■ TASK OBJECTIVE ■
Pictures within the data are to be left out; everything else must be reproduced exactly.

########################################

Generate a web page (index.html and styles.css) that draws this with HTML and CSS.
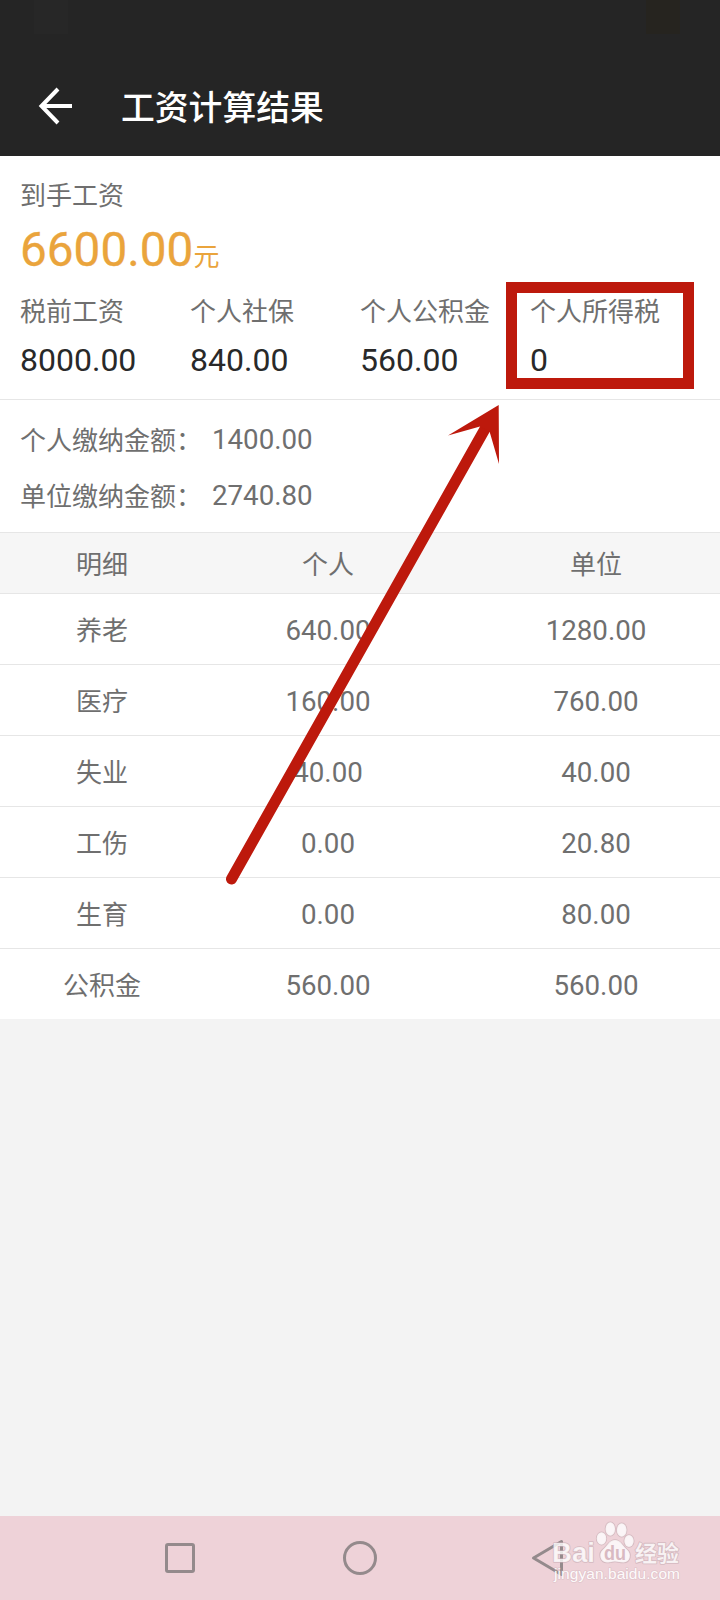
FILE: index.html
```html
<!DOCTYPE html>
<html lang="zh-CN">
<head>
<meta charset="utf-8">
<title>工资计算结果</title>
<link rel="stylesheet" href="styles.css">
</head>
<body>
<div class="screen">
  <header class="header">
    <div class="status"><span class="status-left"></span><span class="status-right"></span></div>
    <div class="toolbar">
      <svg class="back" width="36" height="38" viewBox="0 0 36 38" fill="none" stroke="#fff" stroke-width="4"><path d="M20 2 3.500 19 20 36M3.500 19H34"/></svg>
      <h1 class="title">工资计算结果</h1>
    </div>
  </header>
  <section class="summary">
    <div class="label">到手工资</div>
    <div class="net"><span class="net-number">6600.00</span><span class="net-unit">元</span></div>
    <div class="figures">
      <div><div class="label">税前工资</div><div class="value">8000.00</div></div>
      <div><div class="label">个人社保</div><div class="value">840.00</div></div>
      <div><div class="label">个人公积金</div><div class="value">560.00</div></div>
      <div><div class="label">个人所得税</div><div class="value">0</div></div>
    </div>
  </section>
  <section class="payments">
    <div class="payment"><span class="payment-label">个人缴纳金额：</span><span class="num">1400.00</span></div>
    <div class="payment"><span class="payment-label">单位缴纳金额：</span><span class="num">2740.80</span></div>
  </section>
  <section class="table">
    <div class="row head"><span>明细</span><span>个人</span><span>单位</span></div>
    <div class="row"><span>养老</span><span class="num">640.00</span><span class="num">1280.00</span></div>
    <div class="row"><span>医疗</span><span class="num">160.00</span><span class="num">760.00</span></div>
    <div class="row"><span>失业</span><span class="num">40.00</span><span class="num">40.00</span></div>
    <div class="row"><span>工伤</span><span class="num">0.00</span><span class="num">20.80</span></div>
    <div class="row"><span>生育</span><span class="num">0.00</span><span class="num">80.00</span></div>
    <div class="row"><span>公积金</span><span class="num">560.00</span><span class="num">560.00</span></div>
  </section>
  <footer class="nav">
    <svg width="720" height="84" viewBox="0 1516 720 84">
      <g fill="none" stroke="#948a8c" stroke-width="3">
        <rect x="166.500" y="1544.500" width="27" height="27" rx="1.500"/>
        <circle cx="360" cy="1558" r="15.500"/>
        <path d="M533.500 1558 561.500 1541.500V1574.500Z" stroke-linejoin="round"/>
      </g>
      <g class="watermark">
        <text class="wm-bai" x="552" y="1562" textLength="43" lengthAdjust="spacingAndGlyphs">Bai</text>
        <ellipse cx="601.500" cy="1538.500" rx="4.800" ry="6.200"/>
        <ellipse cx="610.300" cy="1529" rx="4.800" ry="6.700"/>
        <ellipse cx="621.700" cy="1530" rx="4.900" ry="6.700"/>
        <ellipse cx="629" cy="1541" rx="4.700" ry="6"/>
        <path d="M615 1540C609 1540 607.500 1546 603 1549.500C598 1553.500 600 1562.500 607 1562.500C611 1562.500 612 1561.500 615 1561.500S619.500 1562.500 623.500 1562.500C630.500 1562.500 632 1553.500 627 1549.500C622.500 1546 621 1540 615 1540Z"/>
        <text class="wm-du" x="604" y="1560" textLength="22" lengthAdjust="spacingAndGlyphs">du</text>
        <text class="wm-cjk" x="635" y="1560.500" textLength="44">经验</text>
        <text class="wm-url" x="554" y="1579" textLength="126">jingyan.baidu.com</text>
      </g>
    </svg>
  </footer>
  <svg class="annotation" width="720" height="1600" viewBox="0 0 720 1600">
    <rect x="511.500" y="287.500" width="177" height="96" fill="none" stroke="#bd190c" stroke-width="11"/>
    <path d="M485.500 428 231.500 879" stroke="#bd190c" stroke-width="11" stroke-linecap="round"/>
    <path d="M498.700 405 448 435.500 480 426.500 489.700 432 499 464Z" fill="#bd190c"/>
  </svg>
</div>
</body>
</html>
```
FILE: styles.css
```css
* { box-sizing: border-box; }
body {
  margin: 0;
  font-family: "Noto Sans CJK SC", sans-serif;
  font-size: 26px;
  color: #6f6f6f;
}
.screen {
  position: relative;
  display: flex;
  flex-direction: column;
  width: 720px;
  height: 1600px;
  overflow: hidden;
  background: #f3f3f3;
}
.header { height: 156px; background: #252525; }
.status {
  display: flex;
  justify-content: space-between;
  height: 58px;
  padding: 0 40px 0 34px;
}
.status-left, .status-right { width: 34px; height: 34px; background: #272727; }
.status-right { background: #26241f; }
.toolbar { display: flex; align-items: center; height: 98px; padding-left: 38px; }
.back { margin-top: -2px; }
.title {
  margin: -2px 0 0 47px;
  font-size: 33.800px;
  font-weight: 500;
  line-height: 50px;
  color: #fff;
}
.summary {
  height: 244px;
  padding: 19px 20px 0;
  background: #fff;
  border-bottom: 1px solid #e6e6e6;
}
.label { height: 38px; line-height: 38px; white-space: nowrap; }
.net { display: flex; align-items: baseline; height: 78px; padding-top: 2px; line-height: 68px; color: #eaa43c; }
.net-number { font: 400 47.700px/70px Roboto, sans-serif; -webkit-text-stroke: 0.3px #eaa43c; }
.net-unit { font-size: 26px; }
.figures { display: grid; grid-template-columns: repeat(4, 170px); }
.value { padding-top: 1px; font: 400 32px/60px Roboto, sans-serif; color: #292929; }
.payments { height: 133px; padding-top: 11px; background: #fff; border-bottom: 1px solid #e6e6e6; }
.payment { display: flex; align-items: center; height: 56px; padding-left: 20px; }
.payment-label { width: 192px; padding-bottom: 2px; }
.num { font-family: Roboto, sans-serif; font-size: 27.700px; }
.row {
  display: grid;
  grid-template-columns: 204px 248px 268px;
  align-items: center;
  height: 71px;
  padding-bottom: 2px;
  background: #fff;
  border-bottom: 1px solid #e6e6e6;
  text-align: center;
}
.row .num { padding-top: 4px; }
.row span:last-child { padding-left: 20px; }
.row:last-child { height: 70px; border-bottom: 0; }
.row.head { height: 61px; background: #f6f6f6; }
.nav { height: 84px; margin-top: auto; background: #eed2d8; }
.nav svg { display: block; }
.annotation { position: absolute; left: 0; top: 0; }
.watermark {
  fill: #fff;
  fill-opacity: 0.78;
  stroke: #c9aeb5;
  stroke-opacity: 0.7;
  stroke-width: 1.600px;
  stroke-linejoin: round;
  paint-order: stroke;
}
.wm-bai { font: 700 28px "Liberation Sans", sans-serif; }
.wm-du { font: 700 20px "Liberation Sans", sans-serif; fill: #d9b9c1; fill-opacity: 1; stroke: none; }
.wm-cjk { font: 700 22px "Noto Sans CJK SC", sans-serif; }
.wm-url { font: 400 15.500px "Liberation Sans", sans-serif; fill-opacity: 0.95; stroke-opacity: 0.35; }
```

########################################

■ OUTPUT BELOW ■
Generate a web page (index.html and styles.css) that draws this with HTML and CSS.
FILE: index.html
```html
<!DOCTYPE html>
<html lang="zh-CN">
<head>
<meta charset="utf-8">
<title>工资计算结果</title>
<link rel="stylesheet" href="styles.css">
</head>
<body>
<div class="screen">
  <header class="header">
    <div class="status"><span class="status-left"></span><span class="status-right"></span></div>
    <div class="toolbar">
      <svg class="back" width="36" height="38" viewBox="0 0 36 38" fill="none" stroke="#fff" stroke-width="4"><path d="M20 2 3.500 19 20 36M3.500 19H34"/></svg>
      <h1 class="title">工资计算结果</h1>
    </div>
  </header>
  <section class="summary">
    <div class="label">到手工资</div>
    <div class="net"><span class="net-number">6600.00</span><span class="net-unit">元</span></div>
    <div class="figures">
      <div><div class="label">税前工资</div><div class="value">8000.00</div></div>
      <div><div class="label">个人社保</div><div class="value">840.00</div></div>
      <div><div class="label">个人公积金</div><div class="value">560.00</div></div>
      <div><div class="label">个人所得税</div><div class="value">0</div></div>
    </div>
  </section>
  <section class="payments">
    <div class="payment"><span class="payment-label">个人缴纳金额：</span><span class="num">1400.00</span></div>
    <div class="payment"><span class="payment-label">单位缴纳金额：</span><span class="num">2740.80</span></div>
  </section>
  <section class="table">
    <div class="row head"><span>明细</span><span>个人</span><span>单位</span></div>
    <div class="row"><span>养老</span><span class="num">640.00</span><span class="num">1280.00</span></div>
    <div class="row"><span>医疗</span><span class="num">160.00</span><span class="num">760.00</span></div>
    <div class="row"><span>失业</span><span class="num">40.00</span><span class="num">40.00</span></div>
    <div class="row"><span>工伤</span><span class="num">0.00</span><span class="num">20.80</span></div>
    <div class="row"><span>生育</span><span class="num">0.00</span><span class="num">80.00</span></div>
    <div class="row"><span>公积金</span><span class="num">560.00</span><span class="num">560.00</span></div>
  </section>
  <footer class="nav">
    <svg width="720" height="84" viewBox="0 1516 720 84">
      <g fill="none" stroke="#948a8c" stroke-width="3">
        <rect x="166.500" y="1544.500" width="27" height="27" rx="1.500"/>
        <circle cx="360" cy="1558" r="15.500"/>
        <path d="M533.500 1558 561.500 1541.500V1574.500Z" stroke-linejoin="round"/>
      </g>
      <g class="watermark">
        <text class="wm-bai" x="552" y="1562" textLength="43" lengthAdjust="spacingAndGlyphs">Bai</text>
        <ellipse cx="601.500" cy="1538.500" rx="4.800" ry="6.200"/>
        <ellipse cx="610.300" cy="1529" rx="4.800" ry="6.700"/>
        <ellipse cx="621.700" cy="1530" rx="4.900" ry="6.700"/>
        <ellipse cx="629" cy="1541" rx="4.700" ry="6"/>
        <path d="M615 1540C609 1540 607.500 1546 603 1549.500C598 1553.500 600 1562.500 607 1562.500C611 1562.500 612 1561.500 615 1561.500S619.500 1562.500 623.500 1562.500C630.500 1562.500 632 1553.500 627 1549.500C622.500 1546 621 1540 615 1540Z"/>
        <text class="wm-du" x="604" y="1560" textLength="22" lengthAdjust="spacingAndGlyphs">du</text>
        <text class="wm-cjk" x="635" y="1560.500" textLength="44">经验</text>
        <text class="wm-url" x="554" y="1579" textLength="126">jingyan.baidu.com</text>
      </g>
    </svg>
  </footer>
  <svg class="annotation" width="720" height="1600" viewBox="0 0 720 1600">
    <rect x="511.500" y="287.500" width="177" height="96" fill="none" stroke="#bd190c" stroke-width="11"/>
    <path d="M485.500 428 231.500 879" stroke="#bd190c" stroke-width="11" stroke-linecap="round"/>
    <path d="M498.700 405 448 435.500 480 426.500 489.700 432 499 464Z" fill="#bd190c"/>
  </svg>
</div>
</body>
</html>
```
FILE: styles.css
```css
* { box-sizing: border-box; }
body {
  margin: 0;
  font-family: "Noto Sans CJK SC", sans-serif;
  font-size: 26px;
  color: #6f6f6f;
}
.screen {
  position: relative;
  display: flex;
  flex-direction: column;
  width: 720px;
  height: 1600px;
  overflow: hidden;
  background: #f3f3f3;
}
.header { height: 156px; background: #252525; }
.status {
  display: flex;
  justify-content: space-between;
  height: 58px;
  padding: 0 40px 0 34px;
}
.status-left, .status-right { width: 34px; height: 34px; background: #272727; }
.status-right { background: #26241f; }
.toolbar { display: flex; align-items: center; height: 98px; padding-left: 38px; }
.back { margin-top: -2px; }
.title {
  margin: -2px 0 0 47px;
  font-size: 33.800px;
  font-weight: 500;
  line-height: 50px;
  color: #fff;
}
.summary {
  height: 244px;
  padding: 19px 20px 0;
  background: #fff;
  border-bottom: 1px solid #e6e6e6;
}
.label { height: 38px; line-height: 38px; white-space: nowrap; }
.net { display: flex; align-items: baseline; height: 78px; padding-top: 2px; line-height: 68px; color: #eaa43c; }
.net-number { font: 400 47.700px/70px Roboto, sans-serif; -webkit-text-stroke: 0.3px #eaa43c; }
.net-unit { font-size: 26px; }
.figures { display: grid; grid-template-columns: repeat(4, 170px); }
.value { padding-top: 1px; font: 400 32px/60px Roboto, sans-serif; color: #292929; }
.payments { height: 133px; padding-top: 11px; background: #fff; border-bottom: 1px solid #e6e6e6; }
.payment { display: flex; align-items: center; height: 56px; padding-left: 20px; }
.payment-label { width: 192px; padding-bottom: 2px; }
.num { font-family: Roboto, sans-serif; font-size: 27.700px; }
.row {
  display: grid;
  grid-template-columns: 204px 248px 268px;
  align-items: center;
  height: 71px;
  padding-bottom: 2px;
  background: #fff;
  border-bottom: 1px solid #e6e6e6;
  text-align: center;
}
.row .num { padding-top: 4px; }
.row span:last-child { padding-left: 20px; }
.row:last-child { height: 70px; border-bottom: 0; }
.row.head { height: 61px; background: #f6f6f6; }
.nav { height: 84px; margin-top: auto; background: #eed2d8; }
.nav svg { display: block; }
.annotation { position: absolute; left: 0; top: 0; }
.watermark {
  fill: #fff;
  fill-opacity: 0.78;
  stroke: #c9aeb5;
  stroke-opacity: 0.7;
  stroke-width: 1.600px;
  stroke-linejoin: round;
  paint-order: stroke;
}
.wm-bai { font: 700 28px "Liberation Sans", sans-serif; }
.wm-du { font: 700 20px "Liberation Sans", sans-serif; fill: #d9b9c1; fill-opacity: 1; stroke: none; }
.wm-cjk { font: 700 22px "Noto Sans CJK SC", sans-serif; }
.wm-url { font: 400 15.500px "Liberation Sans", sans-serif; fill-opacity: 0.95; stroke-opacity: 0.35; }
```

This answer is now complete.